Today, international E&O is in a state of turnaround. It’s gone from being one of the market’s naughty children to what could be described as on the road to respectability. But that road has some distance to cover yet.
Why has E&O found itself the focus of Lloyd’s displeasure? True, E&O has never had the best of reputations in London – it’s always been prone to feast or famine. Historically, E&O claims have had periods in which they have been overly disproportionate to income generated. It is a class prone to recessionary claims, sometimes subject to social inflation, whereby a change in public opinion leads the courts to be highly sympathetic to a plaintiff.
Certainly, the E&O market has seen periods of profitability. The 9/11 attacks in 2001 rescued the market from a combined ratio of around 140% and ushered in price rises of over 40%. By 2003, it was up by another 25%. With reinsurers pushing on their side, these were the halcyon days for E&O underwriters in London. But as rates plateaued in 2004 and began to turn south, a new, far less benign era dawned. The global financial crisis of 2008 still did not stop new capacity piling into what appeared to be a profitable class. The reality, though, is that we’ve had compound rate reductions for 15 years, to a level at which bargain basement rates charged by some insurers probably need to rise by at least 50%.

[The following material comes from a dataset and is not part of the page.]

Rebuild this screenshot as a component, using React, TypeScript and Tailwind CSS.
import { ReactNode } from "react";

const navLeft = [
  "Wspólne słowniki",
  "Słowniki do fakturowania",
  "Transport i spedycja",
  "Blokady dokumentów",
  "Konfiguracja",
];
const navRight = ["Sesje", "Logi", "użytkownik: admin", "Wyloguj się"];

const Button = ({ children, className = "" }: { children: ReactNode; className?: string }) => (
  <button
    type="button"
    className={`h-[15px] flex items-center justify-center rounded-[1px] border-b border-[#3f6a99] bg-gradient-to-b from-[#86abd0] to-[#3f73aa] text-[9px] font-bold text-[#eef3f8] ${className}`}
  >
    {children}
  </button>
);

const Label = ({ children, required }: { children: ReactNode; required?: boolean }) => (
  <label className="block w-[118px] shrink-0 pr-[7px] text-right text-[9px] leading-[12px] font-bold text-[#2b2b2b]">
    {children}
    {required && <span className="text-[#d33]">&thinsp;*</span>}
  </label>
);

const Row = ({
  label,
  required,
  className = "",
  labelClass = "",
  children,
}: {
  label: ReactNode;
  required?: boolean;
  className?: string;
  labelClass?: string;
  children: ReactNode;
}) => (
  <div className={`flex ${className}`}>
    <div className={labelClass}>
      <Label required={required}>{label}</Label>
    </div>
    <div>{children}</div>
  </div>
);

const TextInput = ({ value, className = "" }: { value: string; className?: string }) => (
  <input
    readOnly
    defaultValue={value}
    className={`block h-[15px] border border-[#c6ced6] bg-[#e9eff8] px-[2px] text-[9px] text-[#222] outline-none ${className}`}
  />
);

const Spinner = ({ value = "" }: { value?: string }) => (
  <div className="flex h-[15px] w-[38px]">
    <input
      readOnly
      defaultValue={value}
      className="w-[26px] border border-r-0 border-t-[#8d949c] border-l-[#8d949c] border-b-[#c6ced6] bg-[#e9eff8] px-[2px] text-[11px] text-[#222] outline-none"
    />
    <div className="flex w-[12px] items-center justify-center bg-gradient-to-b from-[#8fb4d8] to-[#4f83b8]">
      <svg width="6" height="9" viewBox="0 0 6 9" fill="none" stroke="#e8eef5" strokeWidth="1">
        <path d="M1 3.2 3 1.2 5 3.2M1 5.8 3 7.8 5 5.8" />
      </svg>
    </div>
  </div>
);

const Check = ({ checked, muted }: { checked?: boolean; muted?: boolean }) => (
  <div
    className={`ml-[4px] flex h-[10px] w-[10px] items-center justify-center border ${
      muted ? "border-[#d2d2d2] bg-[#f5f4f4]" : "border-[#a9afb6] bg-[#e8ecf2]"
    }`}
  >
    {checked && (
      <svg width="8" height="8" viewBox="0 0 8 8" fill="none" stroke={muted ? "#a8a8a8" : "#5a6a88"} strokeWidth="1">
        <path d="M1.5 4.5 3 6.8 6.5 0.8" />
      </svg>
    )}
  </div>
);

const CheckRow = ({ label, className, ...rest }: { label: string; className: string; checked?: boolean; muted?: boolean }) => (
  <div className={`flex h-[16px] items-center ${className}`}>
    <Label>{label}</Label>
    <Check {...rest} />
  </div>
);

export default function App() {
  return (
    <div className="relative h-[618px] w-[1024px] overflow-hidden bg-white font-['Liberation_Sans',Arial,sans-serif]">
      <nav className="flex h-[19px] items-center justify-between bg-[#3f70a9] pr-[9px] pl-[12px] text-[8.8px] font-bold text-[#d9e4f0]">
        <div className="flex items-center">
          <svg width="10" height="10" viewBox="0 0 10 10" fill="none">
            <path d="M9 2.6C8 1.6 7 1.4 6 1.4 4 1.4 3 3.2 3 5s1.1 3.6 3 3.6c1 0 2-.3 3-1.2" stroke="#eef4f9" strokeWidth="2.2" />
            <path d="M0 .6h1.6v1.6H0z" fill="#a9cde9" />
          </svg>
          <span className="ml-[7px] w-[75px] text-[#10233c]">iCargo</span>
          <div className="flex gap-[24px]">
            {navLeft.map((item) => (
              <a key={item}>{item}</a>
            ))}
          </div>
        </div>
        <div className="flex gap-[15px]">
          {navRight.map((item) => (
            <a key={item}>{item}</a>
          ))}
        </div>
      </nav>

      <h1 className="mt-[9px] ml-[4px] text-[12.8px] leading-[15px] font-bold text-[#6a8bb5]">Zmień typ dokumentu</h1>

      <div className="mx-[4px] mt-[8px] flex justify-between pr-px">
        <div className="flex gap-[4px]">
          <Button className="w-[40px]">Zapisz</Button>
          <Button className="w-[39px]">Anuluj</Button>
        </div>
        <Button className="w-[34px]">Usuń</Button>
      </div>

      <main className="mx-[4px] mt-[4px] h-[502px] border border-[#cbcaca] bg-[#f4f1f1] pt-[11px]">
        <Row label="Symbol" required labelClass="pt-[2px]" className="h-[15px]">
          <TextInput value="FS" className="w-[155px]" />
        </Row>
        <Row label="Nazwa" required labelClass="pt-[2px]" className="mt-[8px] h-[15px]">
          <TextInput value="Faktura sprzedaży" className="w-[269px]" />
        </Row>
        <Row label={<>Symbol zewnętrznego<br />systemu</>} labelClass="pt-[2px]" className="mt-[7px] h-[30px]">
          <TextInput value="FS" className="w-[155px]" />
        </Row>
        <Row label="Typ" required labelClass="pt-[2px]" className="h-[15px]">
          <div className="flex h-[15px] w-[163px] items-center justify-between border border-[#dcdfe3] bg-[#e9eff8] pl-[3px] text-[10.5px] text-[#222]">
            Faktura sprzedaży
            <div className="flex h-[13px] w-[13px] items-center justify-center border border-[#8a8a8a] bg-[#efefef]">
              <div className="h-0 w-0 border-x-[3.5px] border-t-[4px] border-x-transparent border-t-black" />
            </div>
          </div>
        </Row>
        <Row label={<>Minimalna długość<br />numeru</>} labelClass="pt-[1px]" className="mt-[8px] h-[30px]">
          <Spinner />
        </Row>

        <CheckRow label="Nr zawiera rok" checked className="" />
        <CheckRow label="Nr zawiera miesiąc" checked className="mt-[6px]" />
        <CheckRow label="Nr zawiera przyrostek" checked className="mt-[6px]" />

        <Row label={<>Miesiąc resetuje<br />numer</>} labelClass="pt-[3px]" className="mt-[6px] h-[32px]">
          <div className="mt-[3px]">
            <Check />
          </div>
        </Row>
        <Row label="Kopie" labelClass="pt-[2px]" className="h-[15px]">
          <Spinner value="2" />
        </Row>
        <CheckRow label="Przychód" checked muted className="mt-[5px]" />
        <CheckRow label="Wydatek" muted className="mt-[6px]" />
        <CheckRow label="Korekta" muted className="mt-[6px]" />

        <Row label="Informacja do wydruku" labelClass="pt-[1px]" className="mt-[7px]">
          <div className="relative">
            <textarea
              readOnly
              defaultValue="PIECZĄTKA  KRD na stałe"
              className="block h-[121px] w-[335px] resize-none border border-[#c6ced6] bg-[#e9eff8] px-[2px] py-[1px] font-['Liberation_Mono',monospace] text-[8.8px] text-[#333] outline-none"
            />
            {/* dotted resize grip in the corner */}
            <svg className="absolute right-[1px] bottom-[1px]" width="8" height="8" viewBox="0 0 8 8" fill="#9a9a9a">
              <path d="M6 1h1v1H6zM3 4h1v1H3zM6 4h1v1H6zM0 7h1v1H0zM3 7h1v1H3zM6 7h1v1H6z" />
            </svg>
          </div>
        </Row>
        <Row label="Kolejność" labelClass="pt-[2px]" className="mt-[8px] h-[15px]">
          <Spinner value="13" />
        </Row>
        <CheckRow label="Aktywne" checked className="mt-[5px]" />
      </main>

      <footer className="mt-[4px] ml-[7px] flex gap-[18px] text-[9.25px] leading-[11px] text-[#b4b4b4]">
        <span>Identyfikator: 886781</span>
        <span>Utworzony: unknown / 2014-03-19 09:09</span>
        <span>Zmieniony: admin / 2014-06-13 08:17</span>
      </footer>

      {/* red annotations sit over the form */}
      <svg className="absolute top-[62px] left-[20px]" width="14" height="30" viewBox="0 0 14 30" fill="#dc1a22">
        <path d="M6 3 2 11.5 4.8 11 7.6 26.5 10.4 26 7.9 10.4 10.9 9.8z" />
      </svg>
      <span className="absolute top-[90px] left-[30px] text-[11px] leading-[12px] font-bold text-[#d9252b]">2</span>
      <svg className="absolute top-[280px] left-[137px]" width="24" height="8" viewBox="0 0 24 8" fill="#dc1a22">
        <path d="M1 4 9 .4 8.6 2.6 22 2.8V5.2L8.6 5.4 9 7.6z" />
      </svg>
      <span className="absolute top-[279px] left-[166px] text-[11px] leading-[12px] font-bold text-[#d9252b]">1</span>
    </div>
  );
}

Past performance, as we all know, is no guide to future performance. Yes, everything looked rosy in the E&O rear-view mirror, but up ahead the underwriting environment was reconfiguring itself. This is ultimately what led so many syndicates to place E&O in their decile 10s in response to Lloyd’s call for action. Since Lloyd’s made it clear that such poor returns were no longer acceptable, seven E&O capacity providers have pulled out with remaining insurers adopting a more defensive position.
Over-capacity and wrong assumptions
In addition to poor underwriting discipline, hedge funds faced with low returns in traditional markets poured some of their capital into Lloyd’s, where returns of 10% seemed feasible. True, this was clean capital, but its effect was to depress prices further.

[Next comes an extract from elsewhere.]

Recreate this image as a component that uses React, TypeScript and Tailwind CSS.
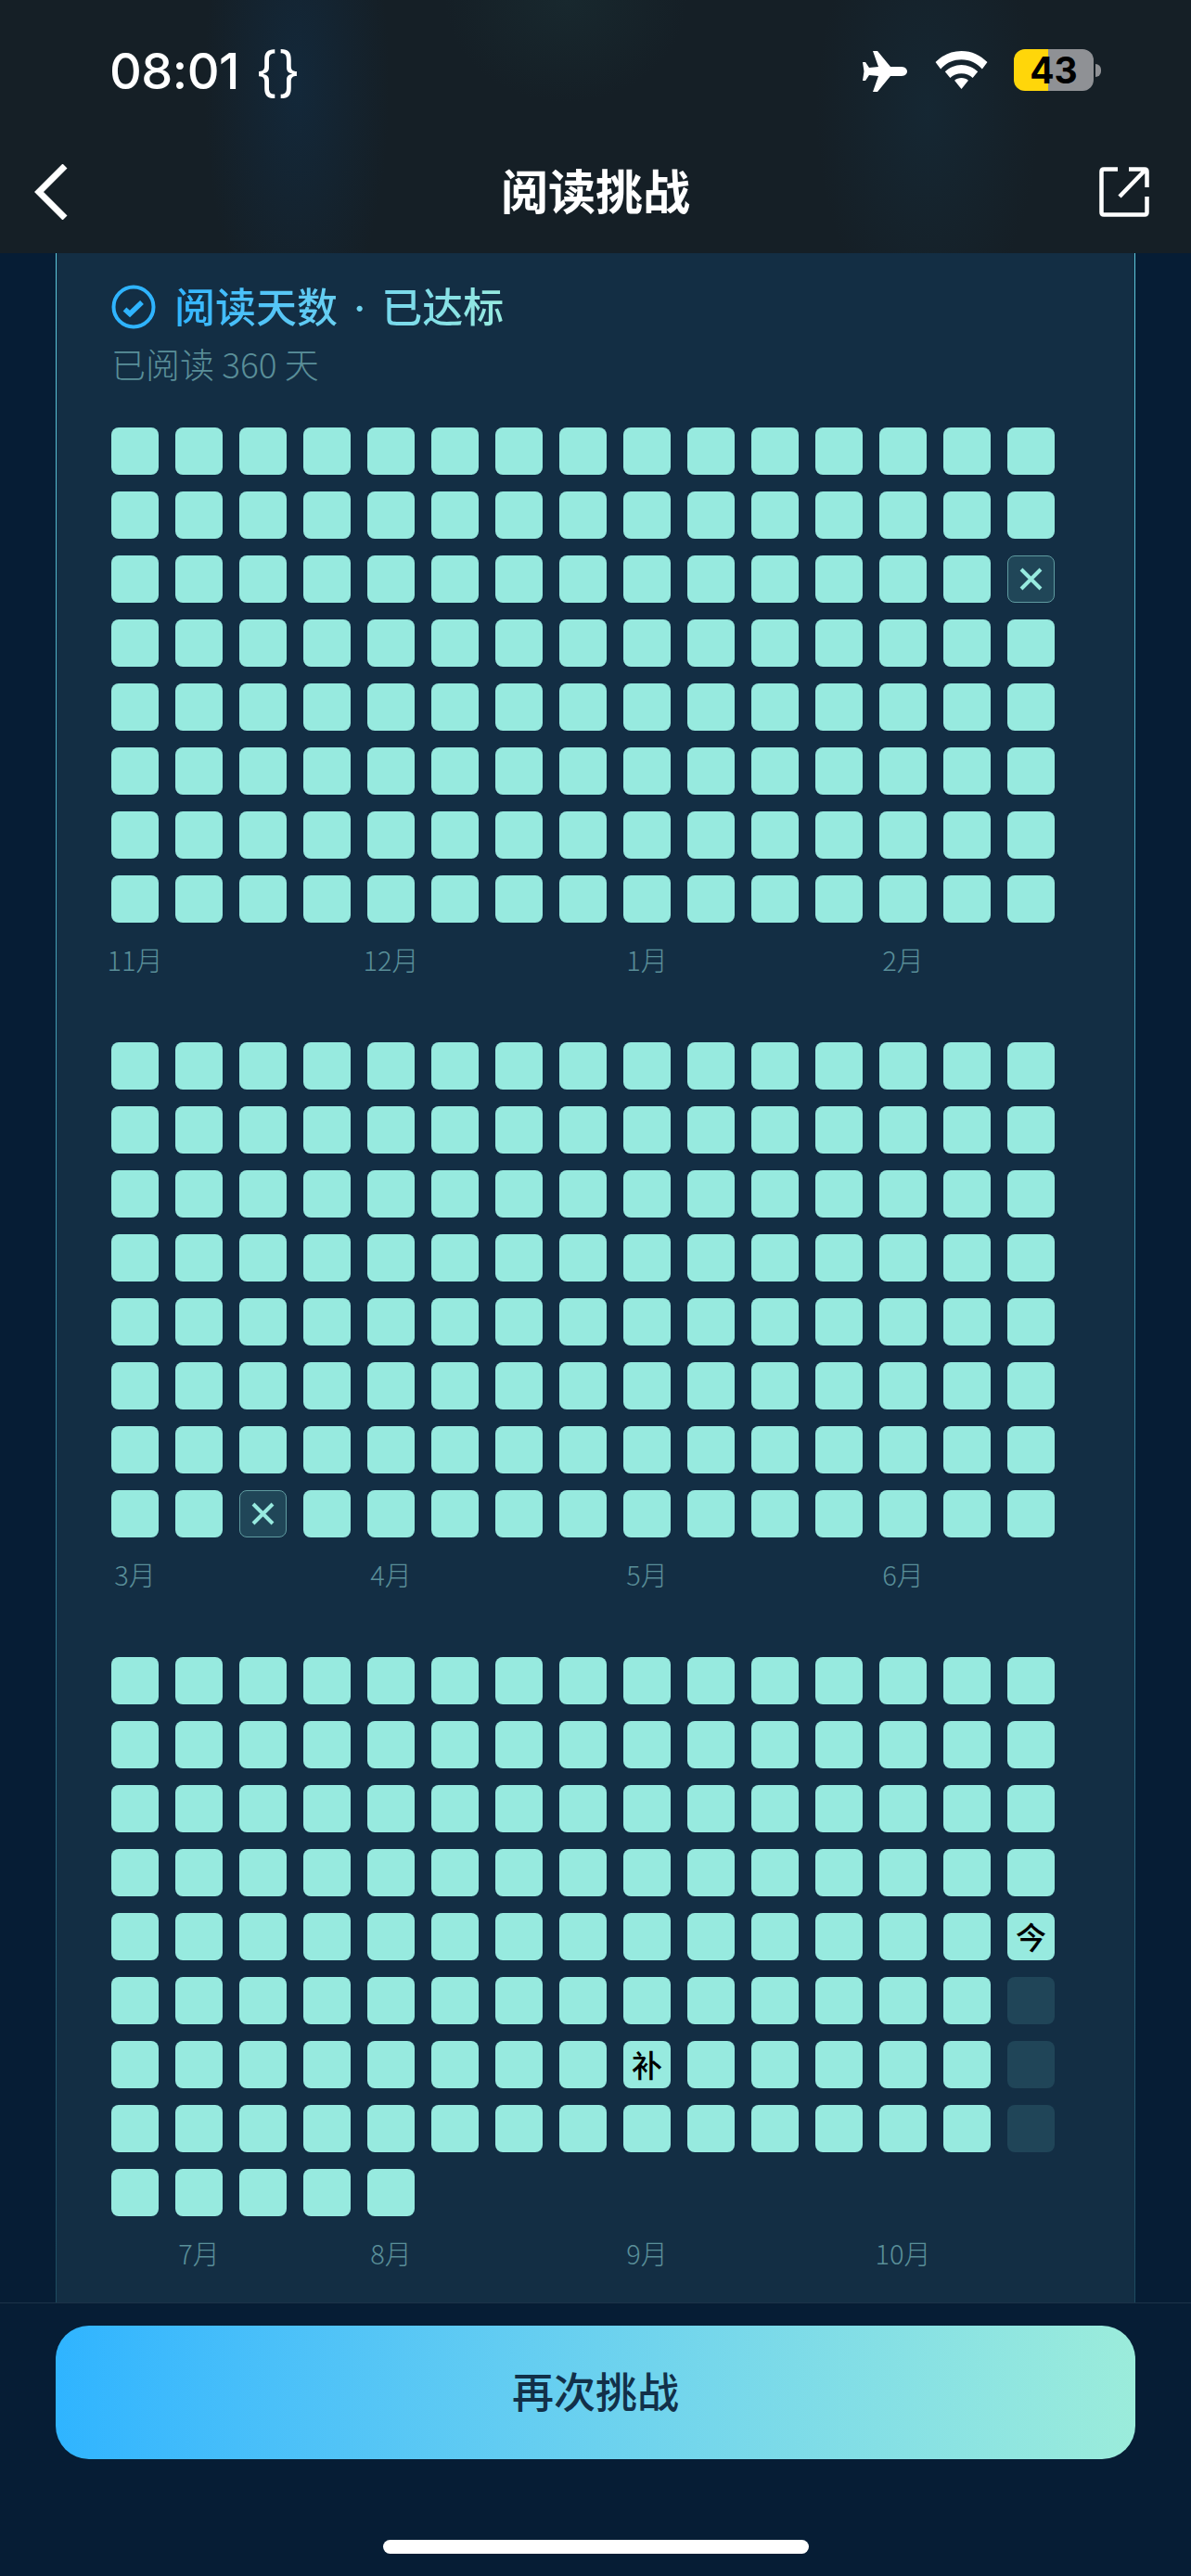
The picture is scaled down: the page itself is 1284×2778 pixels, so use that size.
import React from 'react';

const CJK = "font-['Noto_Sans_CJK_SC','Noto_Sans',sans-serif]";

const columns = Array.from({ length: 15 });

type CellKind = 'done' | 'missed' | 'future' | 'today' | 'makeup';

const Cell = ({ kind }: { kind: CellKind }) => {
  if (kind === 'missed') {
    return (
      <div className="flex h-[51px] w-[51px] items-center justify-center rounded-[8px] border border-[#5f9ba0] bg-[#204658]">
        <svg width="25" height="25" viewBox="0 0 25 25" fill="none" stroke="#97eadf" strokeWidth="4">
          <path d="M2 2 L23 23 M23 2 L2 23" />
        </svg>
      </div>
    );
  }
  if (kind === 'future') return <div className="h-[51px] w-[51px] rounded-[8px] bg-[#204558]" />;
  return (
    <div className={`flex h-[51px] w-[51px] items-center justify-center rounded-[8px] bg-[#97eadf] text-[33px] leading-none font-medium text-black ${CJK}`}>
      {kind === 'today' ? '今' : kind === 'makeup' ? '补' : null}
    </div>
  );
};

const MonthGrid = ({
  rows,
  special = {},
  months,
}: {
  rows: number;
  special?: Record<string, CellKind>;
  months: { label: string; col: string }[];
}) => (
  <div>
    <div className="grid grid-cols-[repeat(15,51px)] gap-[18px]">
      {Array.from({ length: rows }).flatMap((_, r) =>
        columns.map((_, c) => {
          if (r === 8 && c > 4) return null;
          const key = `${r}-${c}`;
          return <Cell key={key} kind={special[key] || 'done'} />;
        })
      )}
    </div>
    <div className="mt-[19px] grid h-[40px] grid-cols-[repeat(15,51px)] gap-x-[18px]">
      {months.map((m) => (
        <div key={m.label} className={`${m.col} row-start-1 flex items-center justify-center whitespace-nowrap text-[29px] leading-none font-light text-[#5a8f99] ${CJK}`}>
          {m.label}
        </div>
      ))}
    </div>
  </div>
);

const StatusBar = () => (
  <div className="flex h-[160px] items-start justify-between pt-[50px] pl-[118px] pr-[97px]">
    <div className="flex items-center gap-[17px] text-[54px] leading-[54px] font-medium tracking-[-0.5px] text-white font-['Inter',sans-serif]">
      <span>08:01</span>
      <span className="text-[58px] leading-[54px] font-normal">{'{}'}</span>
    </div>
    <div className="flex items-start pt-[3px]">
      <svg className="mt-[2px]" width="48" height="44" viewBox="0 0 48 44" fill="#fff">
        <path d="M11 0 L16 0 L30 17 L42 17 C46 17 48 20 48 22 C48 24 46 27 42 27 L30 27 L16 44 L11 44 L17 27 L7 26 L3 32 L0 32 L1.5 22 L0 12 L3 12 L7 18 L17 17 Z" />
      </svg>
      <svg className="ml-[30px] mt-[2px]" width="57" height="41" viewBox="0 0 60 44" fill="#fff">
        <path d="M30 0 C42 0 52 5 60 13 L54 21 C48 14 40 10 30 10 C20 10 12 14 6 21 L0 13 C8 5 18 0 30 0 Z" />
        <path d="M30 16 C37 16 44 19 49 24 L43 31 C40 28 35 26 30 26 C25 26 20 28 17 31 L11 24 C16 19 23 16 30 16 Z" />
        <path d="M30 31 C33 31 36 32 38 34 L30 44 L22 34 C24 32 27 31 30 31 Z" />
      </svg>
      <div className="ml-[28px] flex items-center">
        <div className="flex h-[45px] w-[86px] items-center justify-center rounded-[12px] bg-[linear-gradient(90deg,#ffd60a_37px,#8f9195_37px)] text-[39px] leading-none font-bold text-black font-['Inter',sans-serif]">
          43
        </div>
        <div className="ml-[2px] h-[14px] w-[6px] rounded-r-full bg-[#8f9195]" />
      </div>
    </div>
  </div>
);

const NavBar = () => (
  <div className="relative flex h-[113px] items-start justify-between pl-[37px] pr-[45px] pt-[17px]">
    <svg width="36" height="60" viewBox="0 0 36 60" fill="none" stroke="#fff" strokeWidth="7">
      <path d="M33 2 L5 30 L33 58" strokeLinejoin="miter" />
    </svg>
    <div className={`absolute inset-x-0 top-[7px] text-center text-[51px] leading-[74px] font-bold text-white ${CJK}`}>阅读挑战</div>
    <svg className="mt-[3px]" width="54" height="54" viewBox="0 0 54 54" fill="none" stroke="#fff" strokeWidth="4.5">
      <path d="M20 2.5 H5 Q2.5 2.5 2.5 5 V49 Q2.5 51.5 5 51.5 H49 Q51.5 51.5 51.5 49 V32" />
      <path d="M22 32 L50 3 M32 2.5 H49 Q51.5 2.5 51.5 5 V22" />
    </svg>
  </div>
);

export default function App() {
  return (
    <div className="flex h-[2778px] w-[1284px] flex-col overflow-hidden bg-[#061d35]">
      <header className="h-[273px] shrink-0 bg-[#151f26] bg-[radial-gradient(ellipse_100px_280px_at_320px_90px,#13283a,transparent),radial-gradient(ellipse_130px_110px_at_610px_0px,#18282e,transparent),radial-gradient(ellipse_120px_230px_at_1000px_120px,#152733,transparent)]">
        <StatusBar />
        <NavBar />
      </header>

      <main className="mx-[60px] min-h-0 flex-1 bg-gradient-to-b from-[#5dc8dc] via-[#3a8ea6] to-[#1d4b60] px-px">
        <div className="h-full bg-[#132e44] pl-[59px] pt-[31px]">
          <div className="flex items-center gap-[20px]">
            <svg width="48" height="48" viewBox="0 0 48 48" fill="none" stroke="#2fb4ff">
              <circle cx="24" cy="24" r="21.5" strokeWidth="4" />
              <path d="M14.5 26.5 L20 31.5 L33 19" strokeWidth="5.5" />
            </svg>
            <h1 className={`bg-gradient-to-r from-[#2fb4ff] to-[#97eadf] bg-clip-text text-[44px] leading-[50px] font-medium text-transparent ${CJK}`}>
              阅读天数<span className="mx-[17px] font-['Inter',sans-serif]">·</span>已达标
            </h1>
          </div>
          <p className={`mt-[13px] text-[37px] leading-[44px] font-light text-[#5a8f99] ${CJK}`}>已阅读 360 天</p>

          <div className="mt-[47px] flex flex-col gap-[70px]">
            <MonthGrid
              rows={8}
              special={{ '2-14': 'missed' }}
              months={[
                { label: '11月', col: 'col-start-1' },
                { label: '12月', col: 'col-start-5' },
                { label: '1月', col: 'col-start-9' },
                { label: '2月', col: 'col-start-13' },
              ]}
            />
            <MonthGrid
              rows={8}
              special={{ '7-2': 'missed' }}
              months={[
                { label: '3月', col: 'col-start-1' },
                { label: '4月', col: 'col-start-5' },
                { label: '5月', col: 'col-start-9' },
                { label: '6月', col: 'col-start-13' },
              ]}
            />
            <MonthGrid
              rows={9}
              special={{ '4-14': 'today', '5-14': 'future', '6-14': 'future', '7-14': 'future', '6-8': 'makeup' }}
              months={[
                { label: '7月', col: 'col-start-2' },
                { label: '8月', col: 'col-start-5' },
                { label: '9月', col: 'col-start-9' },
                { label: '10月', col: 'col-start-13' },
              ]}
            />
          </div>
        </div>
      </main>

      <footer className="flex h-[295px] shrink-0 flex-col items-center border-t border-[#1c3349] bg-[#061d35] pt-[24px]">
        <button className={`h-[144px] w-[1164px] rounded-[36px] bg-gradient-to-r from-[#2fb4ff] to-[#9becdb] pb-[5px] text-[45px] font-medium text-[#123049] ${CJK}`}>
          再次挑战
        </button>
        <div className="mt-[87px] h-[15px] w-[459px] rounded-full bg-white" />
      </footer>
    </div>
  );
}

Another problem that new arrivals faced was that, in E&O, it’s easy to assume that a policy written on a claims-made basis is short-tail, which in turn makes it easy to fall into the trap of under-reserving. This means that, in the short-to-medium term, the portfolio can look quite profitable, but when actuarial assumptions used for claims development are proved inadequate, profit must be returned to reserves, and the profit-and-loss account on a GAAP basis can suddenly be in a loss position.
This can be particularly difficult for insurers who are quoted on the Stock Exchange, as any profit earned is legally obliged to be declared on ‘day one’. If you consider that incurred claims on a long-tail account usually develop over a seven-year period, it is very difficult to accurately estimate the value of future claims after only 12 months.
The slow-turning supertanker is an over-used metaphor for the speed at which the market changes course but in this case it’s apt. A year-and-a-half onwards and Lloyd’s heightened oversight combined with restrictions on the supply of premium income are having the desired effect. Rates are rising – although this means the limits on premium income are being reached more rapidly, so some E&O underwriters are beginning to run out of income. This means that as the year progresses, rates will rise further as the supply of underwriting capacity diminishes, with the last quarter of 2019 proving particularly difficult for brokers.
Of course, the big question for the market’s surviving E&O underwriters is how long the current hard market will last. What makes that difficult to answer is that this hard market is different. In the past, the rising cost of treaty reinsurance has pulled the pin from the grenade. But this time, Lloyd’s itself has driven the change, and for this reason, the current hard market is likely to remain in place for longer than during previous cycles.
Estimates suggest that the current E&O market environment could last until 2021, which is good news for underwriters. However, there’s no point fitting a new set of tyres to the market and then driving it into a wall. It’s no good for clients when they pay X one year, then pay three times X the following year without a claim, as it makes it seem as if the underwriters don’t have control of their business.
Lloyd’s remains the gatekeeper for E&O, but it’s a fine balancing act. The market’s regulators must ensure that they don’t clamp down so hard as to extinguish innovation.
If a syndicate has a poor E&O track record, then it is better to reduce such a syndicate’s income while allowing more profitable syndicates to flourish. In the recent resubmission of Lloyd’s syndicates’ business plans, syndicates with good past performance have been permitted to grow, in order to be able to maximise opportunities presented as the E&O market hardens.
The E&O market has not yet returned to the halcyon days of 2003, but E&O underwriting is in ruder health than it has been for some years. Both Lloyd’s and underwriters have a duty to keep it in such a state.